Making Sense of Abstinence
Presenters: Arnold Goldberg, M.D.
Discussant: Candace Vogler, Ph.D
Arnold Goldberg, M.D. is a training and supervising analyst at the Chicago Institute for Psychoanalysis, where he received psychoanalytic training from 1961-1966. He was Director of the Chicago Institute from 1989 to 1992. In 2006, Dr. Goldberg was the recipient of the Sigourney Award for distinguished contributions in the field of psychoanalysis. He received his MD from the University of Illinois, followed by residencies in psychiatry at the Illinois Neuropsychiatric Institute and the Psychosomatic and Psychiatric Institute for Research and Training at Michael Reese Medical Center.
Dr.
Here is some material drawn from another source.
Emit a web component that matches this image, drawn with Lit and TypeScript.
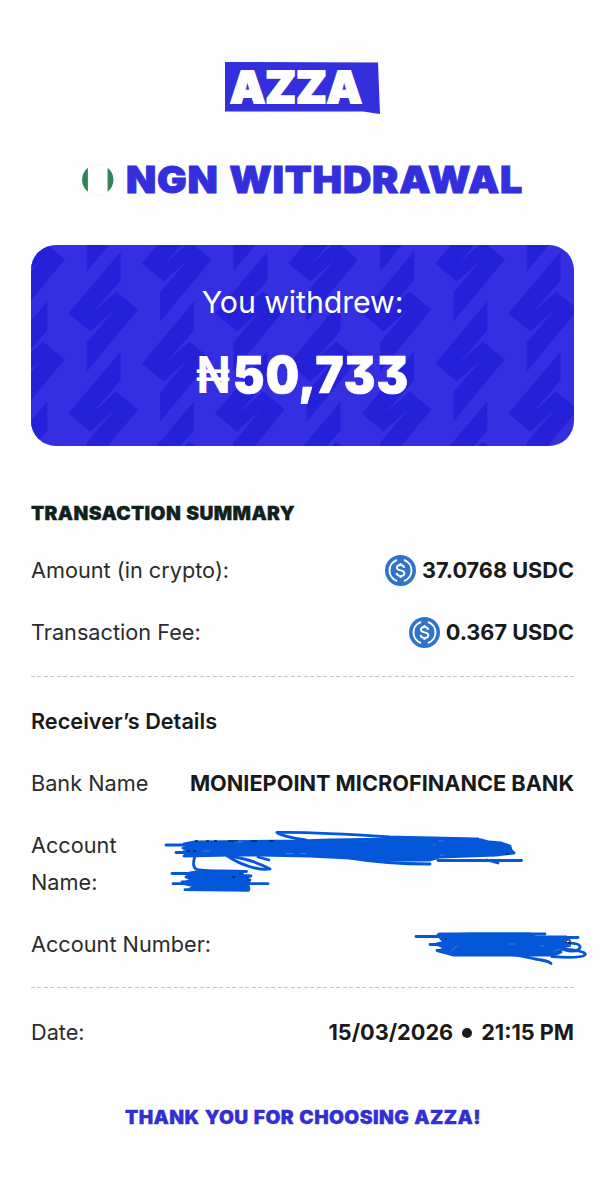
import { LitElement, html, svg, css } from "lit";
import { customElement, property } from "lit/decorators.js";

@customElement("usdc-icon")
class UsdcIcon extends LitElement {
  static styles = css`
    :host { display: block; width: 31px; height: 31px; }
    svg { display: block; }
  `;
  render() {
    return html`<svg width="31" height="31" viewBox="0 0 32 32">
      <circle cx="16" cy="16" r="16" fill="#2f74c8" />
      <g fill="none" stroke="#fff" stroke-width="2">
        <path d="M12.4 5.200a11.400 11.400 0 0 0 0 21.600M19.600 5.200a11.400 11.400 0 0 1 0 21.600" />
        <path d="M19.800 13.200c-.2-1.800-1.600-2.800-3.800-2.800-2.300 0-3.700 1-3.700 2.700 0 4.100 7.700 1.500 7.700 5.700 0 1.800-1.600 2.800-4 2.800s-3.900-1.100-4-3M16 8.200v2.200M16 21.600v2.200" />
      </g>
    </svg>`;
  }
}

@customElement("display-text")
class DisplayText extends LitElement {
  @property() text = "";
  @property({ type: Number }) size = 20;
  @property({ type: Number }) width = 100;
  @property({ type: Number }) weight = 0;
  static styles = css`
    :host { display: block; }
    svg { display: block; overflow: visible; }
    text {
      font-family: Inter, sans-serif;
      font-weight: 900;
      font-feature-settings: "cv09";
      letter-spacing: 0.02em;
      word-spacing: 0.05em;
      fill: currentColor;
      stroke: currentColor;
      stroke-linejoin: miter;
    }
  `;
  render() {
    const cap = this.size * 0.727;
    return html`<svg width=${this.width} height=${cap}>
      <text x="0" y=${cap} font-size=${this.size} stroke-width=${this.weight}
        textLength=${this.width} lengthAdjust="spacingAndGlyphs">${this.text}</text>
    </svg>`;
  }
}

const BOLT = "17.300,-60 -34.700,2 -13,20 12,-2.500 -16.500,31 -16.500,60 34.700,-2 13,-20 -12,2.500 17.300,-31";

@customElement("amount-card")
class AmountCard extends LitElement {
  static styles = css`
    :host {
      display: grid;
      width: 543px;
      height: 201px;
      border-radius: 25px;
      overflow: hidden;
      background: #342fe0;
      color: #fff;
    }
    .pattern, .content { grid-area: 1 / 1; }
    .pattern { display: block; }
    .content {
      display: flex;
      flex-direction: column;
      align-items: center;
      padding-top: 38px;
      z-index: 1;
    }
    .label {
      font: 400 30.3px/38px Inter, sans-serif;
      letter-spacing: -0.1px;
      margin-bottom: 35px;
    }
    .amount { display: flex; gap: 4px; }
    .naira { font: 700 51px/37px Inter, sans-serif; width: 32px; }
    .naira svg { display: block; overflow: visible; }
  `;
  render() {
    const bolts = [];
    for (let col = -1; col < 8; col++) {
      for (let row = -1; row < 3; row++) {
        const x = 72.3 + col * 73.33;
        const y = 66.5 + row * 100 - (col % 2 ? 50 : 0);
        bolts.push(svg`<polygon points=${BOLT} transform="translate(${x} ${y})" />`);
      }
    }
    return html`
      <svg class="pattern" width="543" height="201" fill="#2421d9">${bolts}</svg>
      <div class="content">
        <div class="label">You withdrew:</div>
        <div class="amount">
          <div class="naira"><svg width="32" height="37">
            <text x="-1" y="37.100" fill="#fff" textLength="34" lengthAdjust="spacingAndGlyphs">₦</text>
          </svg></div>
          <display-text text="50,733" size="51" width="176" weight="0.7"></display-text>
        </div>
      </div>`;
  }
}

@customElement("receipt-row")
class ReceiptRow extends LitElement {
  @property() label = "";
  static styles = css`
    :host {
      display: flex;
      justify-content: space-between;
      align-items: center;
      font: 400 21.7px/37.5px Inter, sans-serif;
      color: #2c2c2c;
      white-space: pre-line;
    }
    .value {
      display: flex;
      align-items: center;
      gap: 6px;
      font-weight: 650;
      color: #1a1a1a;
      white-space: nowrap;
    }
  `;
  render() {
    return html`<span>${this.label}</span><div class="value"><slot></slot></div>`;
  }
}

@customElement("app-root")
class AppRoot extends LitElement {
  static styles = css`
    :host {
      display: flex;
      flex-direction: column;
      position: relative;
      box-sizing: border-box;
      width: 605px;
      height: 1200px;
      padding: 62px 31px 0;
      background: #fefefe;
      font-family: Inter, sans-serif;
      overflow: hidden;
    }
    .logo { display: block; align-self: center; width: 155px; height: 52px; overflow: visible; }
    .logo text { font: 900 43.500px/1 Inter, sans-serif; fill: #fff; stroke: #fff; stroke-width: 1.8px; }
    .title {
      display: flex;
      align-items: center;
      gap: 12.500px;
      height: 32px;
      margin: 50px 0 49px 51px;
      color: #342fdc;
    }
    .flag { display: block; }
    .heading { margin: 60.500px 0 32.300px; color: #10211e; }
    .rows { display: flex; flex-direction: column; gap: 24.5px; }
    .divider {
      height: 1px;
      margin: -0.6px 0 1.500px;
      background: repeating-linear-gradient(90deg, #c6c6c6 0 4px, transparent 4px 6.5px);
    }
    .receiver { font: 600 21.7px/37.5px Inter, sans-serif; color: #1a1a1a; }
    .dot { width: 10px; height: 10px; border-radius: 50%; background: #1a1a1a; margin: 0 3px; }
    .thanks { align-self: center; margin-top: 59px; color: #342fd0; }
    .scribble { position: absolute; left: 0; top: 820px; }
  `;
  render() {
    return html`
      <svg class="logo" viewBox="0 0 155 52">
        <path d="M0 0L153 .5 155 52 138 49.500H0z" fill="#342fdc" />
        <text x="5" y="40.500" textLength="132" lengthAdjust="spacingAndGlyphs">AZZA</text>
      </svg>
      <div class="title">
        <svg class="flag" width="31.500" height="31.500" viewBox="0 0 32 32">
          <circle cx="16" cy="16" r="15.500" fill="#fff" stroke="#eee" stroke-width=".6" />
          <path d="M6 3.700a15.700 15.700 0 0 0 0 24.600zM26 3.700a15.700 15.700 0 0 1 0 24.600z" fill="#358259" />
        </svg>
        <display-text text="NGN WITHDRAWAL" size="36.300" width="397" weight="0.9"></display-text>
      </div>
      <amount-card></amount-card>
      <display-text class="heading" text="TRANSACTION SUMMARY" size="18.400" width="264" weight="0.3"></display-text>
      <div class="rows">
        <receipt-row label="Amount (in crypto):"><usdc-icon></usdc-icon><span>37.0768 USDC</span></receipt-row>
        <receipt-row label="Transaction Fee:"><usdc-icon></usdc-icon><span>0.367 USDC</span></receipt-row>
        <div class="divider"></div>
        <div class="receiver">Receiver’s Details</div>
        <receipt-row label="Bank Name"><span>MONIEPOINT MICROFINANCE BANK</span></receipt-row>
        <receipt-row label=${"Account\nName:"}></receipt-row>
        <receipt-row label="Account Number:"></receipt-row>
        <div class="divider"></div>
        <receipt-row label="Date:"><span>15/03/2026</span><span class="dot"></span><span>21:15 PM</span></receipt-row>
      </div>
      <display-text class="thanks" text="THANK YOU FOR CHOOSING AZZA!" size="18.200" width="356" weight="0.3"></display-text>
      <svg class="scribble" width="605" height="150" viewBox="0 820 605 150" fill="none"
        stroke="#0457d9" stroke-width="2.800" stroke-linecap="round" stroke-linejoin="round">
        <path fill="#0457d9" d="M184 844L195 842 300 841 330 840 400 839 437 839 482 840 489 842 501 843 510 846 511 850 514 853 496 855 440 857 430 860 390 860 350 858 310 856 260 855 230 855 184 856 189 853 183 852 189 850 183 848 191 846z" />
        <path d="M166 845H188M176 852.500H195M306 840C290 838 278 834 277 832.500 300 832 345 834 390 837 420 838 455 838 478 839M350 858C380 863 405 864 430 864M438 860.500H521.500M487 860L498 863" />
        <path d="M195 856C193 862 193 867 196 869 202 872 225 870 246.500 871.500M227 856C245 858 261 864 270 869 260 871 241 865 229 857M258 857L269 860" />
        <path fill="#0457d9" d="M190 873L197 872H242L243 876 249 876 246 879 249 882 248 885 249 889 190 889 194 886 185 884 188 881 194 880 187 877z" />
        <path d="M172 873.500H200M186 877L251 876M182 882L250 880M173 883.700H268M185 889.700L248.500 890.300" />
        <path fill="#0457d9" d="M438 935L475 934H530L535 937H566L563 941 568 946 559 948 561 952 554 955H453L438 951 446 948 436 944 444 942z" />
        <path d="M416 936.500H438M439 934H545M535 937.500H578M430 944.500H460M437 950.500H460M452 954.500H512C525 956 533 959 541 960 547 961 550 962 551 963.500M552 956.700C570 958 581 958 585 955 587 952 577 950 561 949M566 938C550 944 562 951 573 951 581 950 582 946 577 944 568 942 560 944 554 949" />
        <path stroke="#10274e" stroke-width="1.300" stroke-linecap="butt" d="M195 841H198M206 841H209M214 841H217M228 841H238M251 841H257M269 841H274M187 851H190M193 851H196M239 873.500H242M232 877H235M248 878V881M445 939H447M505 854.500L509 854M566 943V940H570V947M568 943H571" />
        <path stroke="#5791e5" stroke-width=".7" d="M203 851H210M235 842H242M286 853.500H293M301 853.500H306M433 845L435 844M439 841H443M440 855H444M457 946L451 951M510 944H514M540 946H544M554 951L560 949" />
      </svg>`;
  }
}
Goldberg’s numerous articles and book reviews have appeared in The Journal of the American Psychoanalytic Association, The International Journal of Psychoanalysis, Contemporary Psychoanalysis, The Psychoanalytic Quarterly, The Annual of Psychoanalysis, Progress in Self Psychology, and Psychoanalysis and Contemporary Thought, as well as other journals and publications. He was editor of The Annual of Psychoanalysis from 1988-1991, and Progress in Self Psychology from 1985-2002.
Candace Vogler, Ph.D. is the David B. and Clara E. Stern Professor of Philosophy and Professor in the College at the University of Chicago. She has authored two books, John Stuart Mill’s Deliberative Landscape: An essay in moral psychology (Routledge, 2001) and Reasonably Vicious (Harvard University Press, 2002), and essays in ethics, social and political philosophy, philosophy and literature, cinema, psychoanalysis, gender studies, sexuality studies, and other areas. Her research interests are in practical philosophy, practical reason, Kant’s ethics, Marx, and neo-Aristotelian naturalism. She was an organizer of the conference, “The Installation of Good and Bad,” two years ago at University of Chicago.
Educational Objectives: At the conclusion of the program, participants will be able to: 1) Recognize how the term “abstinence” applies to psychoanalysis in a very particular way; 2) Recognize how abstinence in psychoanalysis differs from that in psychodynamic psychotherapy; and 3) Distinguish psychoanalysis as belonging to the field of hermeneutics and dynamic psychotherapy as a hybrid of empirical science. Empirical science deals with facts while interpretive science deals with meanings.
Psychoanalysts, other interested mental health professionals, and members of the community.